Marcos Ortiz
Progresista
Las cacerolas y bocinazos suenan molestos por toda la capital, mientras Sebastián Piñera termina el último trozo de pizza junto a su nieto cumpleañero en un restaurante de Vitacura. Al rato volverá a La Moneda a darle instrucciones a militares en tenida de combate y a su primo, el ministro del Interior que ha ordenado la represión más dura que se haya visto contra menores de edad en las últimas décadas.
La primavera capitalina dejó atrás el polen y los plátanos orientales. Santiago huele a humo y a gas lacrimógeno, pero sobre todo, huele a rabia y frustración. La del 18 de octubre será recordada como la tarde de viernes en que el gobierno apagó el fuego con bencina y que en vez de escuchar las consignas para entender la razón del malestar decidió salir a repartir perdigones y lumas.
La prensa, tan adoradora de los “tecnologizados jóvenes pro-democracia” de Hong Kong, no tardó en hablar de “delincuentes organizados”, siguiendo al pie de la letra el discurso –sin preguntas– de Chadwick. Lo que en cualquier otro lugar del mundo habría sido analizado como el fruto de un descontento de 30 años, aquí fue interpretado como vandalismo puro y duro.
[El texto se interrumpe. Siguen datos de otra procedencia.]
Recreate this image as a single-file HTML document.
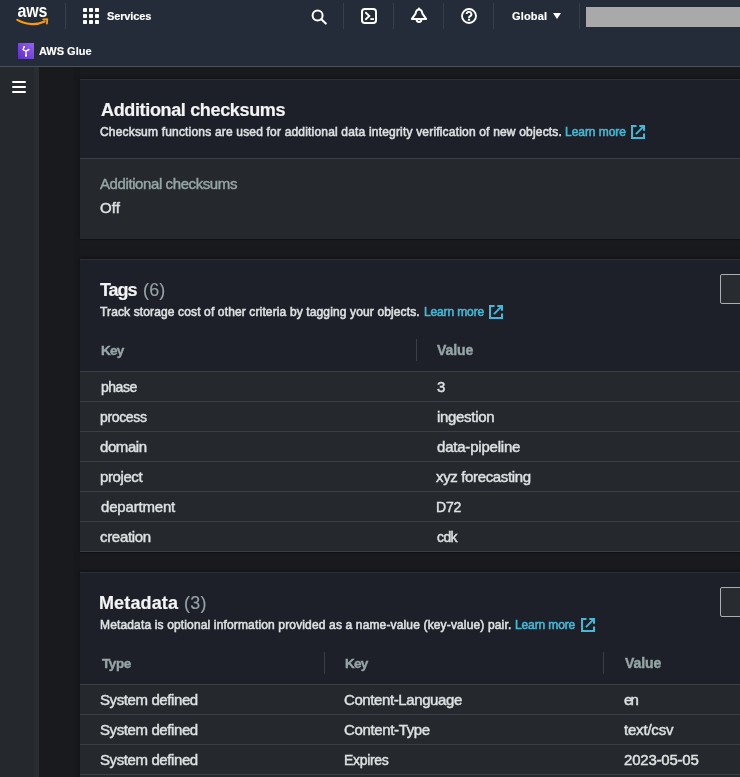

Por momentos, los columnistas de la plaza se pusieron a la altura del tristemente célebre “panel de expertos”, los mismos que parecen jamás haberse bajado de su 4×4.
Reaccionaron los de siempre. Los que levantan la voz por un torniquete roto, pero no por las decenas de menores de edad baleados por Carabineros. Los que hacen gárgaras por un tractor en llamas, pero no por un mapuche acribillado por la espalda ni por siglos de justas demandas. En suma, los mismos que recién le quitaron su apoyo a Pinochet cuando se enteraron de sus cuentas en el banco Riggs.
Habló el ministro del interior que les pegaba a sus compañeros en Campus Oriente en dictadura. El que nos invitó a madrugar para evitar las alzas del metro. El que dos días antes propuso cerrar el espacio aéreo y aislar a Venezuela. La ministra que dedica más horas a su outfit que a lo que dice. El que prometió terminar con las colas de los hospitales. La que acusó a un partido entero de narcotráfico. Y finalmente el Presidente que se robó un banco, no pagó sus contribuciones y estuvo prófugo. Los mismos cuyos discursos hemos normalizado con el paso de los años y que terminaron por prender una mecha que llevaba años apagada.
La mañana del famoso viernes 18 de octubre los diarios amanecieron tapizados de publicidad del nuevo iPhone 11. El de las tres cámaras. El que cuesta el equivalente a cuatro sueldos mínimos. Y es quizás esa contradicción la que mejor explica lo que pasa en las calles, lo que el panel de expertos y el Presidente no logran ver detrás de los vidrios polarizados y su pizza doble queso en la comuna más rica de Chile.
Porque eso es Chile hoy. Uno que lucha por llegar a fin de mes y pagar los remedios más caros del mundo, y otro que sonríe para la selfie con filtros que disimulan lo feo, lo que se debe esconder bajo la alfombra, el que no les mostraremos ni a Macron, ni a Merkel ni a Trump cuando aterricen en Pudahuel en algunas semanas. Por un lado, el Chile que sufre con las alzas del transporte y la electricidad en barrios sin áreas verdes; y por otro el que se escandaliza con las imágenes de Tele13 musicalizadas como si el mundo se acabara.
Todo indica que nos parecemos más al convulsionado Ecuador, temen algunos. No somos tan distintos a los peruanos o los argentinos, tuitean más allá. Qué tranquila se ve este sábado La Paz de Evo Morales al lado del Parque Bustamante y Los Héroes, se lamentan otros.
Chile tiene más contradicciones de las que muchos quieren creer, de las que Piñera quiere mostrar, de las que los medios se atreven a reportear. Mientras Spotify nos notifica que Santiago es la ciudad del mundo en la que más reggaetón se escucha por cabeza, aun tarareamos las melodías de Quilapayún que sonaron la tarde del viernes en las calles de Santiago.
Benditas contradicciones que confunden a sensatos con radicales. Que desnudan a quienes recuerdan con nostalgia a los militares en las calles. Contradicciones que fortalecen nuestras ideas de progresismo, de avanzar juntos. Que nos recuerdan que para llegar más lejos hay días en que es necesario bajarse del metro y caminar por el centro de la calle.